Would you print the records below from the first line through the line containing "string; velden: string;", skipping the pictures?

[Collected data]
▬▬▬▬▬▬

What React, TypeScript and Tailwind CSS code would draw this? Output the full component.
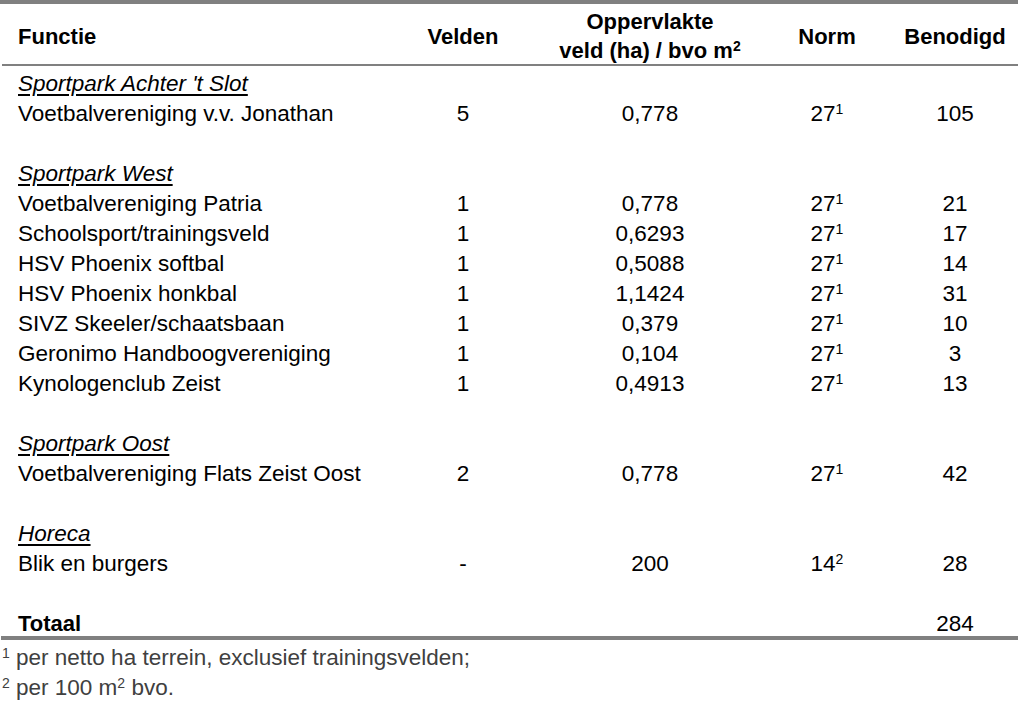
import React from 'react';

type Row =
  | { kind: 'group'; label: string }
  | { kind: 'blank' }
  | { kind: 'item'; name: string; velden: string; opp: string; norm: string; sup: string; ben: string };

const rows: Row[] = [
  { kind: 'group', label: "Sportpark Achter 't Slot" },
  { kind: 'item', name: 'Voetbalvereniging v.v. Jonathan', velden: '5', opp: '0,778', norm: '27', sup: '1', ben: '105' },
  { kind: 'blank' },
  { kind: 'group', label: 'Sportpark West' },
  { kind: 'item', name: 'Voetbalvereniging Patria', velden: '1', opp: '0,778', norm: '27', sup: '1', ben: '21' },
  { kind: 'item', name: 'Schoolsport/trainingsveld', velden: '1', opp: '0,6293', norm: '27', sup: '1', ben: '17' },
  { kind: 'item', name: 'HSV Phoenix softbal', velden: '1', opp: '0,5088', norm: '27', sup: '1', ben: '14' },
  { kind: 'item', name: 'HSV Phoenix honkbal', velden: '1', opp: '1,1424', norm: '27', sup: '1', ben: '31' },
  { kind: 'item', name: 'SIVZ Skeeler/schaatsbaan', velden: '1', opp: '0,379', norm: '27', sup: '1', ben: '10' },
  { kind: 'item', name: 'Geronimo Handboogvereniging', velden: '1', opp: '0,104', norm: '27', sup: '1', ben: '3' },
  { kind: 'item', name: 'Kynologenclub Zeist', velden: '1', opp: '0,4913', norm: '27', sup: '1', ben: '13' },
  { kind: 'blank' },
  { kind: 'group', label: 'Sportpark Oost' },
  { kind: 'item', name: 'Voetbalvereniging Flats Zeist Oost', velden: '2', opp: '0,778', norm: '27', sup: '1', ben: '42' },
  { kind: 'blank' },
  { kind: 'group', label: 'Horeca' },
  { kind: 'item', name: 'Blik en burgers', velden: '-', opp: '200', norm: '14', sup: '2', ben: '28' },
  { kind: 'blank' },
];

const cols = 'grid grid-cols-[400px_126px_248px_106px_138px]';
const sup = 'text-[14px] align-baseline relative -top-[7px]';

export default function App() {
  return (
    <div className="w-[1018px] h-[705px] bg-white text-black text-[22.5px] font-['Liberation_Sans',Arial,sans-serif] overflow-hidden">
      <div className="h-[4px] bg-[#808080]" />

      {/* Header */}
      <div className={`${cols} h-[60px] pt-[3px] items-center font-bold text-[22px] leading-[29px]`}>
        <div className="pl-[18px]">Functie</div>
        <div className="text-center">Velden</div>
        <div className="text-center">
          Oppervlakte
          <br />
          veld (ha) / bvo m<sup className={sup}>2</sup>
        </div>
        <div className="text-center">Norm</div>
        <div className="text-center pl-3">Benodigd</div>
      </div>
      <div className="ml-[2px] h-[2px] bg-[#808080]" />

      {/* Body */}
      <div className="pt-[3px]">
        {rows.map((r, i) => {
          if (r.kind === 'blank') return <div key={i} className="h-[30px]" />;
          if (r.kind === 'group')
            return (
              <div key={i} className="h-[30px] leading-[30px] pl-[18px] italic underline underline-offset-[3px]">
                {r.label}
              </div>
            );
          return (
            <div key={i} className={`${cols} h-[30px] leading-[30px]`}>
              <div className="pl-[18px] whitespace-nowrap">{r.name}</div>
              <div className="text-center">{r.velden}</div>
              <div className="text-center">{r.opp}</div>
              <div className="text-center">
                {r.norm}
                <sup className={sup}>{r.sup}</sup>
              </div>
              <div className="text-center pl-3">{r.ben}</div>
            </div>
          );
        })}
        <div className={`${cols} h-[27px] leading-[30px]`}>
          <div className="pl-[18px] font-bold text-[22px]">Totaal</div>
          <div />
          <div />
          <div />
          <div className="text-center pl-3">284</div>
        </div>
      </div>
      <div className="ml-[1px] h-[4px] bg-[#808080]" />

      {/* Footnotes */}
      <div className="text-[#404040] leading-[30px] pt-[3px]">
        <div className="pl-[2px]">
          <sup className={sup}>1</sup> per netto ha terrein, exclusief trainingsvelden;
        </div>
        <div className="pl-[2px]">
          <sup className={sup}>2</sup> per 100 m<sup className={sup}>2</sup> bvo.
        </div>
      </div>
    </div>
  );
}
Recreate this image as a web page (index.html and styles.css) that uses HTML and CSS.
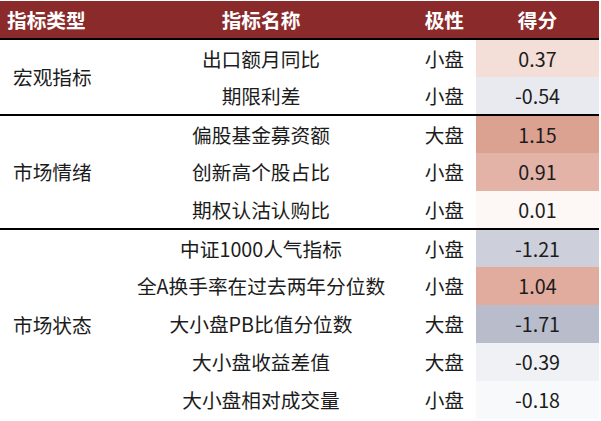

▬▬▬▬▬▬

_Answer:_
What React, TypeScript and Tailwind CSS code would draw this? Output the full component.
import React from 'react';

type Row =
  | { kind: 'group'; label: string }
  | { kind: 'blank' }
  | { kind: 'item'; name: string; velden: string; opp: string; norm: string; sup: string; ben: string };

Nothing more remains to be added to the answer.